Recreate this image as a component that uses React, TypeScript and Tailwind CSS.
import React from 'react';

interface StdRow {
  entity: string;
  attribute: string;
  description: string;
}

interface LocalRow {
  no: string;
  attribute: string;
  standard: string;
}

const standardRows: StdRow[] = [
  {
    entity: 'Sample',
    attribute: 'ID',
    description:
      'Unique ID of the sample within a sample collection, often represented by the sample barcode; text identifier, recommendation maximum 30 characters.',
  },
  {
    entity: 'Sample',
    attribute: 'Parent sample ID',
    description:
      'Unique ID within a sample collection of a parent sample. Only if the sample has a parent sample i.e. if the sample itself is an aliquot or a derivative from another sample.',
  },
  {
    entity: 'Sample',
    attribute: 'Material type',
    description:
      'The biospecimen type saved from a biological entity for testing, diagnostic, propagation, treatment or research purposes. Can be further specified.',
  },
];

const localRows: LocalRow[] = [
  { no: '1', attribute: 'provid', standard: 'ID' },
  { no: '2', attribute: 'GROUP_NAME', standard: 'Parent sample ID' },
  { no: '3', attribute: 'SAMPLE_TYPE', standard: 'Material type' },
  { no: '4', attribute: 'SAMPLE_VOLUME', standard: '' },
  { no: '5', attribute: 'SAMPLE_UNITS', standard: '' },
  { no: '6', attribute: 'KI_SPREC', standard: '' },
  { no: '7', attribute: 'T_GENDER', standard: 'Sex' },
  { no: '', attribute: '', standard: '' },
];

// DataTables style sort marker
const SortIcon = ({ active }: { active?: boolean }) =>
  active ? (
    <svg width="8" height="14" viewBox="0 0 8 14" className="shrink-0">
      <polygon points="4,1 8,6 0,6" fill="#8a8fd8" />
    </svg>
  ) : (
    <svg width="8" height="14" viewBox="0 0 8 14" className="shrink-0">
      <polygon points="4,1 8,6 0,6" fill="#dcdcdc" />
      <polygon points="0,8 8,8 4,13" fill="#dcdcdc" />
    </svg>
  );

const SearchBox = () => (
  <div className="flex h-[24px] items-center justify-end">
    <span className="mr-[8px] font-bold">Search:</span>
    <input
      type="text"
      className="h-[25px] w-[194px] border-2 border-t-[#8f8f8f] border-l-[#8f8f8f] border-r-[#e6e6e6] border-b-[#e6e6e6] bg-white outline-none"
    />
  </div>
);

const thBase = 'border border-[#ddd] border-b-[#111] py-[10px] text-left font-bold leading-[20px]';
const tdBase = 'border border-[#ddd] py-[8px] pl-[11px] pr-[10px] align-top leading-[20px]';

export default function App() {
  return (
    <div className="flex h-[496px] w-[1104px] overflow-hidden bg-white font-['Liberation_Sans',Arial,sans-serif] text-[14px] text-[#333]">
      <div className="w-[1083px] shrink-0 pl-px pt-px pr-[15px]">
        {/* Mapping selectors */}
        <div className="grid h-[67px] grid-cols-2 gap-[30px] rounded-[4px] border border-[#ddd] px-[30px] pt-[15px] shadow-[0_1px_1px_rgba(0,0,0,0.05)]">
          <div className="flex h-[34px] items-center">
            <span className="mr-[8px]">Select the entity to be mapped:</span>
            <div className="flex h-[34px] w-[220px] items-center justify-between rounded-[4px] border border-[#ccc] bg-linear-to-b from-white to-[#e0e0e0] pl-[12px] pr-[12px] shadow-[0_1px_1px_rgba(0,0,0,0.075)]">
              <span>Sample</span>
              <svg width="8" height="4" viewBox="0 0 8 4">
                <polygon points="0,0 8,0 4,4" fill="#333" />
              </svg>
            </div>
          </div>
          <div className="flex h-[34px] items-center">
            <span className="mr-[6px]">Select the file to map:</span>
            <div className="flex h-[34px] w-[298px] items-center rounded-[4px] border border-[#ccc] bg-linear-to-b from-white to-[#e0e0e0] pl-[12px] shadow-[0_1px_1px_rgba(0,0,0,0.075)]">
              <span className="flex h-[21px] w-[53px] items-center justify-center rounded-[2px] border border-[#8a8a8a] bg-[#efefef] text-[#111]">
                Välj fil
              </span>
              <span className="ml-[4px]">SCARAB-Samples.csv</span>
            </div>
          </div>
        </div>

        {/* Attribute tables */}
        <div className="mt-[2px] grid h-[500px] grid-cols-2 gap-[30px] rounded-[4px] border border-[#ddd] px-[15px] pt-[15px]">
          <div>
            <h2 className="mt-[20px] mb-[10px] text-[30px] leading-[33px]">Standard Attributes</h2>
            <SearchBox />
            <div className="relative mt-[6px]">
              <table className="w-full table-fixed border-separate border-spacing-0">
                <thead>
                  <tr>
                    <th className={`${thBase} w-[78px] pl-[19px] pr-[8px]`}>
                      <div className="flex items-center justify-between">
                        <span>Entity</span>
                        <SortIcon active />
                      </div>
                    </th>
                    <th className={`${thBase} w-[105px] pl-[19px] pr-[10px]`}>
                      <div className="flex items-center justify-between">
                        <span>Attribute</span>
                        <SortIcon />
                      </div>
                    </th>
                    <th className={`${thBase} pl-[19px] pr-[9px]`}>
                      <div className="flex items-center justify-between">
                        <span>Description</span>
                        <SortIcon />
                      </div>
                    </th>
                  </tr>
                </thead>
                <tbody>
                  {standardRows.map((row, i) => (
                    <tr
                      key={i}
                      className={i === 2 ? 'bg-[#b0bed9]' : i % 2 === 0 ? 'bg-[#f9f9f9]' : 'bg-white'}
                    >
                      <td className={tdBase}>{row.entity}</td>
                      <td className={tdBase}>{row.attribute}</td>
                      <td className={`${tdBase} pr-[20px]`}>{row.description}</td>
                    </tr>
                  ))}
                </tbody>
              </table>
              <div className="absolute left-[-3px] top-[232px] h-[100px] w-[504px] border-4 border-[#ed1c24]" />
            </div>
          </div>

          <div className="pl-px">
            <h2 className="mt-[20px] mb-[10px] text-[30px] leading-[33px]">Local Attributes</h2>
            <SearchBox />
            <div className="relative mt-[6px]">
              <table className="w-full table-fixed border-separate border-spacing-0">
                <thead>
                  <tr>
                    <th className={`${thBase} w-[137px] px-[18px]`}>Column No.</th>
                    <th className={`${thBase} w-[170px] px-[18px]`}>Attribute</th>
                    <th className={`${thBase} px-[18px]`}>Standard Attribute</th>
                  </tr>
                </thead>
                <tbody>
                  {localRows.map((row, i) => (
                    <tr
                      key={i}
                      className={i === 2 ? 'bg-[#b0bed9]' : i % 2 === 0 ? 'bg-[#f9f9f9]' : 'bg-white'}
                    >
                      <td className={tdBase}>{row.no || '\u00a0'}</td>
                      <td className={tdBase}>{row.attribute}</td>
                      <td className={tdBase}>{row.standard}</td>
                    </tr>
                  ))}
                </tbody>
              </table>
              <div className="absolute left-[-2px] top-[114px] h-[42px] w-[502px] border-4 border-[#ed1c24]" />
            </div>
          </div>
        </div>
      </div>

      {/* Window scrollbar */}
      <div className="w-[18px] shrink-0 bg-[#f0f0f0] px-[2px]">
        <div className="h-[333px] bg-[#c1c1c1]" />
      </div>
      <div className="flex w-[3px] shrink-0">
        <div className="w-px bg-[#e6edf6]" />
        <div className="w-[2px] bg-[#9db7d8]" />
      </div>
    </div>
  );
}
════════════════
= THE EXERCISE =
Copy out each line of the data containing the string "React".

= RESULT =
Recreate this image as a component that uses React, TypeScript and Tailwind CSS.
import React from 'react';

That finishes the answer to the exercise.